= What you will do =
Go through the material below and copy each line where the word "this" appears.

[begin Input rows]

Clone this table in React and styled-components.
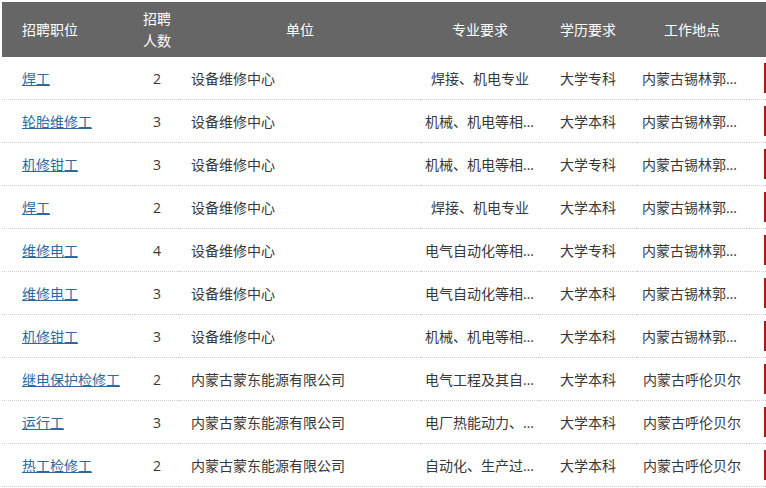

[end Input rows]
[begin Input rows]

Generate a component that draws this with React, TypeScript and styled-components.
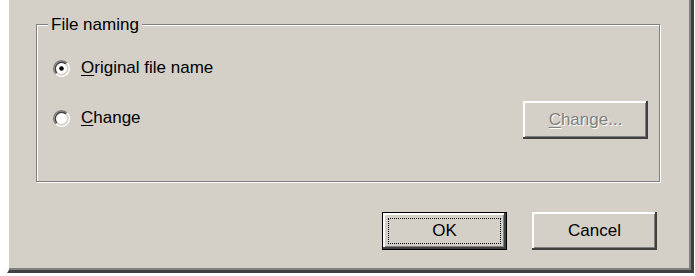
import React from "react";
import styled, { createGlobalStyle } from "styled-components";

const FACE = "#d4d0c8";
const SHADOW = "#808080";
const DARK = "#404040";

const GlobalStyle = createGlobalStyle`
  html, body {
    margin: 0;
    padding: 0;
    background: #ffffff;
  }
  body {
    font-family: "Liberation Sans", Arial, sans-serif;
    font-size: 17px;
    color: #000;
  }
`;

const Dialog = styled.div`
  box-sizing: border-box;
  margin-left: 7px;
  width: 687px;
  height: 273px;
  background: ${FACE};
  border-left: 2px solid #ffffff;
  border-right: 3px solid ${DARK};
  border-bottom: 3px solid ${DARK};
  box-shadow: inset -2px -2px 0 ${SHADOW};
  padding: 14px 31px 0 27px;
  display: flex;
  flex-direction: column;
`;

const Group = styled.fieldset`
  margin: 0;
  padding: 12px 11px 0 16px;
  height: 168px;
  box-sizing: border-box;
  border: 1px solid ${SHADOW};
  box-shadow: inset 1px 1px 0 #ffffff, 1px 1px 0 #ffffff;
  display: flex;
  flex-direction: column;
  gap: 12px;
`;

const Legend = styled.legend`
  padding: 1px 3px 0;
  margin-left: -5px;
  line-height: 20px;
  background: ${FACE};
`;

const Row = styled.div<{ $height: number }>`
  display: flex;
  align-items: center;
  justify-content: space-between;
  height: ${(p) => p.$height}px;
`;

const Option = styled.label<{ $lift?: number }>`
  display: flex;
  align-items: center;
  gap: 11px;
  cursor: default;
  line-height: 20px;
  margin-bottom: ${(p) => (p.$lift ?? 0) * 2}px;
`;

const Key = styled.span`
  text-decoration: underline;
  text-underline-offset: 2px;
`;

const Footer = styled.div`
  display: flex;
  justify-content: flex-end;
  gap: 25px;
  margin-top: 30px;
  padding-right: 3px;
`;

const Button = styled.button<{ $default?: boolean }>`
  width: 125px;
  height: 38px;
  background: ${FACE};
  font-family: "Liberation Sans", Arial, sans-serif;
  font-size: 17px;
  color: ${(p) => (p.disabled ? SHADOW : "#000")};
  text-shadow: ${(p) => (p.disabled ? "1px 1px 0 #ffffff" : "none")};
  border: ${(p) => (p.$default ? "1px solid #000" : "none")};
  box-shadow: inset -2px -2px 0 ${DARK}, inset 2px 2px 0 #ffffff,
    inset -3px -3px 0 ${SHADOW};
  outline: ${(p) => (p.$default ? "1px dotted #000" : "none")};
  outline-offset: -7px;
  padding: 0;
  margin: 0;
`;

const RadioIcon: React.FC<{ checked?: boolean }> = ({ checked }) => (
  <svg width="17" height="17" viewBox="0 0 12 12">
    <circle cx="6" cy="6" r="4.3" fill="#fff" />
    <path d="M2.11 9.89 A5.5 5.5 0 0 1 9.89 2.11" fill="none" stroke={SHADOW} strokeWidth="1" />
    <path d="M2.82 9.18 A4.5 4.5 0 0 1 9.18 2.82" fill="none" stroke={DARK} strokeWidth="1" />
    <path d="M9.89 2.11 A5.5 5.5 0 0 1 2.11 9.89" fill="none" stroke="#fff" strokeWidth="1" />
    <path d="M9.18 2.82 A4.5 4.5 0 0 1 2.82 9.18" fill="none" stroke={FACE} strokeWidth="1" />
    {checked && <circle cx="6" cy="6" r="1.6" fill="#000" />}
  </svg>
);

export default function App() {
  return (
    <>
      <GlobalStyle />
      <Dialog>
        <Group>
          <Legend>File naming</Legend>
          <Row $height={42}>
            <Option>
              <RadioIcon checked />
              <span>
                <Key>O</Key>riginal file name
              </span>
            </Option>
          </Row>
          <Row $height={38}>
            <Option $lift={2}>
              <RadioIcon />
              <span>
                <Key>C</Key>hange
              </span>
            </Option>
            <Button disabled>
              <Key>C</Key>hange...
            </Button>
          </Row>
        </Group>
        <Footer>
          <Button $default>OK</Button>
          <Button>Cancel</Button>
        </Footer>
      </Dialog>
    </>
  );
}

[end Input rows]

= Exercise solution =
Clone this table in React and styled-components.
Generate a component that draws this with React, TypeScript and styled-components.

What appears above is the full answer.